=== Direction ===
Read through the data and report every line in which the word "component" occurs.

=== Provided material ===
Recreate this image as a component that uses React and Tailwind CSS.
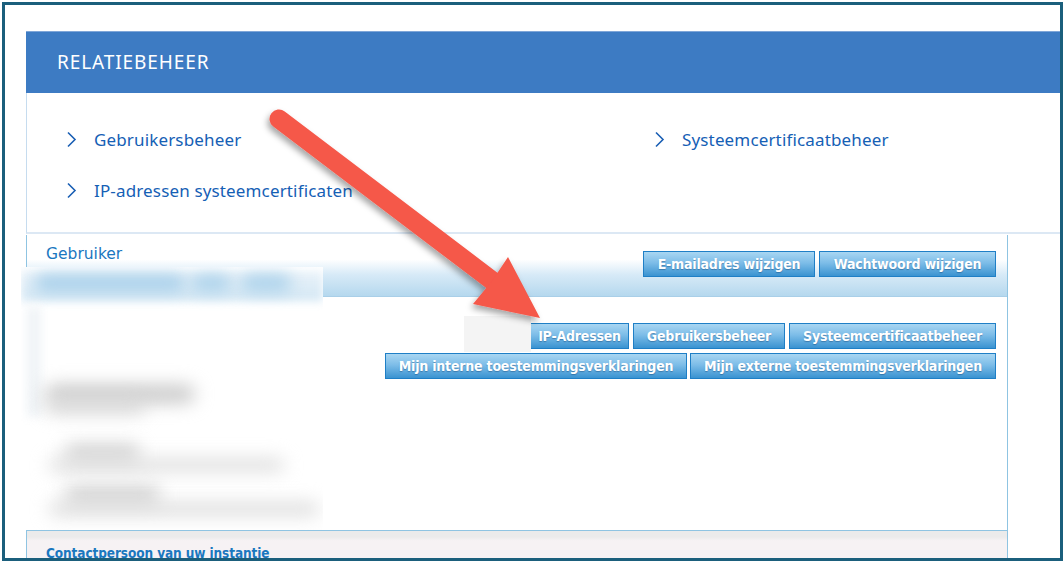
import React from "react";

function Chevron() {
  return (
    <svg width="11" height="17" viewBox="0 0 11 17" className="shrink-0">
      <polyline points="2,1.5 9,8.5 2,15.5" fill="none" stroke="#1a5fb4" strokeWidth="1.6" />
    </svg>
  );
}

function NavLink({ label }) {
  return (
    <div className="flex items-center gap-[17px] h-[22px]">
      <Chevron />
      <span className="text-[17px] text-[#1560b5] leading-none tracking-[0.15px]" style={{ fontFamily: "'Noto Sans', 'Open Sans', sans-serif" }}>
        {label}
      </span>
    </div>
  );
}

function Btn({ children, w }) {
  return (
    <div
      className={`${w} h-[26px] flex items-center justify-center border border-[#1f7fc6] bg-[linear-gradient(180deg,#a9d6f2_0%,#7dbde8_45%,#3a93d1_100%)] text-white font-bold text-[14px] tracking-[-0.2px] leading-none [text-shadow:0_1px_1px_rgba(0,40,90,0.35)]`}
      style={{ fontFamily: "'DejaVu Sans Condensed', 'Liberation Sans Narrow', 'DejaVu Sans', sans-serif" }}
    >
      {children}
    </div>
  );
}

export default function App() {
  return (
    <div className="w-[1064px] h-[562px] bg-white relative overflow-hidden">
      <div className="ml-[2px] mt-[2px] w-[1061px] h-[559px] border-[3px] border-[#1b5f7c] overflow-hidden">
        <div className="pl-[21px] pt-[26px] w-[1100px]">
          {/* Relatiebeheer header */}
          <div className="h-[62px] bg-[#3d7bc3] border-t border-[#7fa6d8] flex items-center pl-[31px]">
            <span className="text-white text-[19px] tracking-[0.9px]" style={{ fontFamily: "'Noto Sans', 'Open Sans', sans-serif" }}>
              RELATIEBEHEER
            </span>
          </div>

          {/* Link panel */}
          <div className="h-[141px] border-l border-[#c6dcef] border-b-2 border-b-[#dce8f4] pl-[39px] pt-[35px]">
            <div className="grid grid-cols-[588px_1fr] gap-y-[29px]">
              <NavLink label="Gebruikersbeheer" />
              <NavLink label="Systeemcertificaatbeheer" />
              <NavLink label="IP-adressen systeemcertificaten" />
            </div>
          </div>

          {/* Gebruiker box */}
          <div className="w-[982px] border-x border-[#8fc4e2] mt-[1px]">
            <div className="h-[62px] border-b border-[#a9cfe8] bg-[linear-gradient(180deg,#ffffff_0%,#ffffff_40%,#d7eaf7_65%,#b5d8ee_100%)] flex justify-between">
              <div
                className="pl-[19px] pt-[9px] text-[15.5px] text-[#1a77bf] leading-[20px]"
                style={{ fontFamily: "'DejaVu Sans', 'Open Sans', sans-serif" }}
              >
                Gebruiker
              </div>
              <div className="flex gap-[4px] pr-[11px] pt-[16px]">
                <Btn w="w-[172px]">E-mailadres wijzigen</Btn>
                <Btn w="w-[177px]">Wachtwoord wijzigen</Btn>
              </div>
            </div>

            <div className="h-[233px] pt-[26px] pr-[11px] flex flex-col items-end gap-[4px]">
              <div className="flex gap-[4px]">
                <Btn w="w-[99px]">IP-Adressen</Btn>
                <Btn w="w-[152px]">Gebruikersbeheer</Btn>
                <Btn w="w-[207px]">Systeemcertificaatbeheer</Btn>
              </div>
              <div className="flex gap-[3px]">
                <Btn w="w-[302px]">Mijn interne toestemmingsverklaringen</Btn>
                <Btn w="w-[306px]">Mijn externe toestemmingsverklaringen</Btn>
              </div>
            </div>

            <div className="h-[40px] border-t border-[#8fc4e2] bg-[linear-gradient(180deg,#ebebeb_0%,#ebebeb_15%,#f6f2f4_25%,#f6f2f4_100%)] pl-[19px] pt-[9px]">
              <span
                className="text-[13.5px] font-bold text-[#1a77bf] tracking-[-0.1px]"
                style={{ fontFamily: "'DejaVu Sans Condensed', 'DejaVu Sans', sans-serif" }}
              >
                Contactpersoon van uw instantie
              </span>
            </div>
          </div>
        </div>
      </div>

      {/* Obscured personal details */}
      <div className="absolute left-[21px] top-[267px] w-[302px] h-[263px] bg-white overflow-hidden">
        <div className="absolute left-0 top-[4px] w-[302px] h-[30px] bg-[linear-gradient(180deg,#eaf3fa,#d3e7f4)] blur-[4px]" />
        <div className="absolute left-[14px] top-[8px] w-[150px] h-[16px] rounded-full bg-[#a3cde9] blur-[8px]" />
        <div className="absolute left-[170px] top-[8px] w-[40px] h-[16px] rounded-full bg-[#a8d0ea] blur-[8px]" />
        <div className="absolute left-[220px] top-[8px] w-[50px] h-[16px] rounded-full bg-[#a8d0ea] blur-[8px]" />
        <div className="absolute left-[6px] top-[40px] w-[14px] h-[110px] bg-[#f0f4f7] blur-[5px]" />
        <div className="absolute left-[24px] top-[118px] w-[150px] h-[18px] rounded-full bg-[#c8c8c8] blur-[9px]" />
        <div className="absolute left-[24px] top-[134px] w-[100px] h-[12px] rounded-full bg-[#d4d4d4] blur-[9px]" />
        <div className="absolute left-[44px] top-[178px] w-[75px] h-[16px] rounded-full bg-[#cdcdcd] blur-[9px]" />
        <div className="absolute left-[28px] top-[192px] w-[235px] h-[12px] rounded-full bg-[#dadada] blur-[9px]" />
        <div className="absolute left-[44px] top-[220px] w-[95px] h-[16px] rounded-full bg-[#cccccc] blur-[9px]" />
        <div className="absolute left-[28px] top-[236px] w-[270px] h-[12px] rounded-full bg-[#d8d8d8] blur-[9px]" />
      </div>

      {/* Light patch left of the first button */}
      <div className="absolute left-[464px] top-[316px] w-[67px] h-[36px] bg-[#f4f4f4]" />

      {/* Pointer arrow */}
      <svg className="absolute left-0 top-0 pointer-events-none" width="1064" height="562" viewBox="0 0 1064 562">
        <defs>
          <filter id="arrowShadow" x="-20%" y="-20%" width="140%" height="140%">
            <feDropShadow dx="-2" dy="4" stdDeviation="3" floodColor="#000" floodOpacity="0.35" />
          </filter>
        </defs>
        <g filter="url(#arrowShadow)">
          <line x1="279" y1="119" x2="494" y2="282" stroke="#f5584a" strokeWidth="19" strokeLinecap="round" />
          <polygon points="508,257 540,318 473,304 492,281" fill="#f5584a" />
        </g>
      </svg>
    </div>
  );
}
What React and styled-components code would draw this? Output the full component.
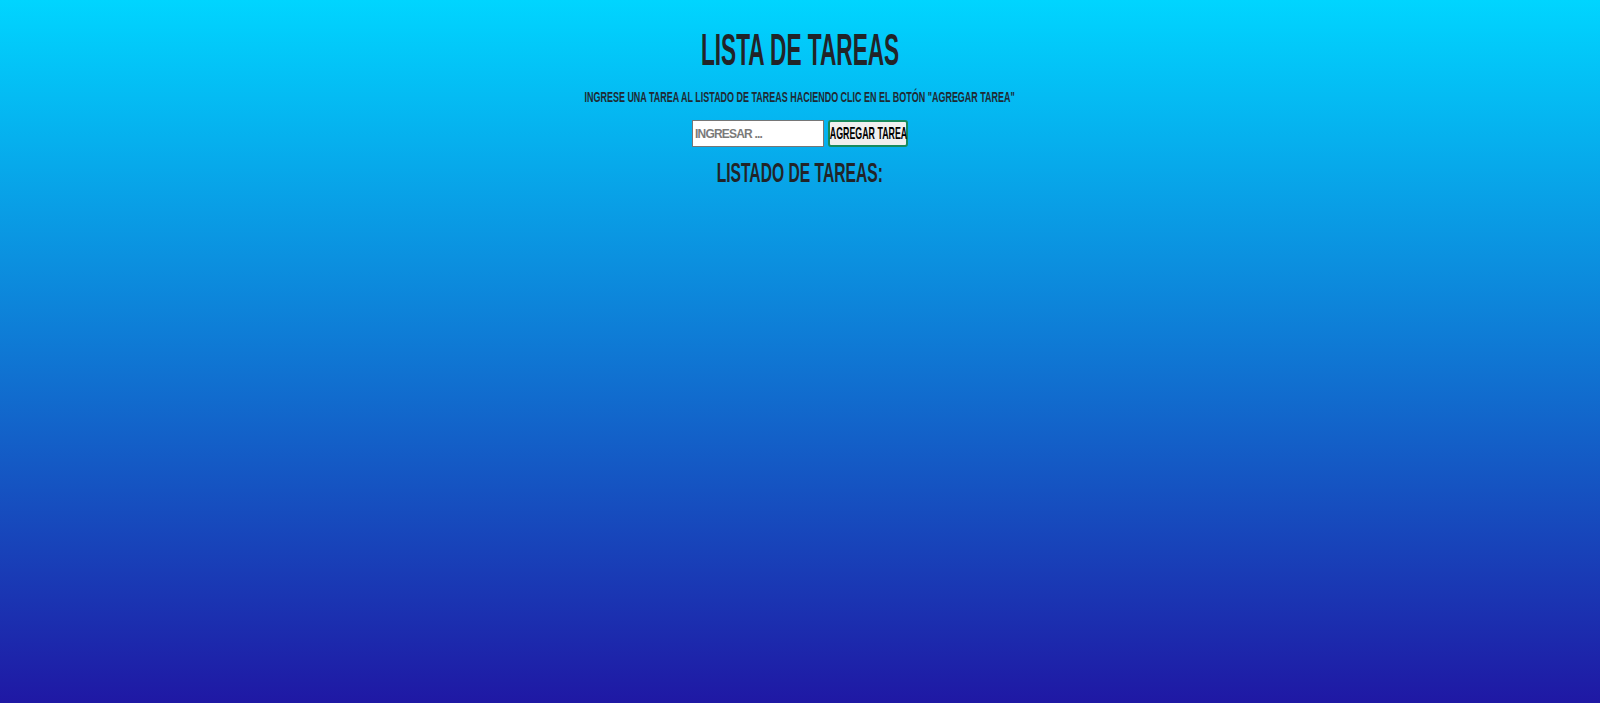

=== Task solution ===
Recreate this image as a component that uses React and Tailwind CSS.
What React and styled-components code would draw this? Output the full component.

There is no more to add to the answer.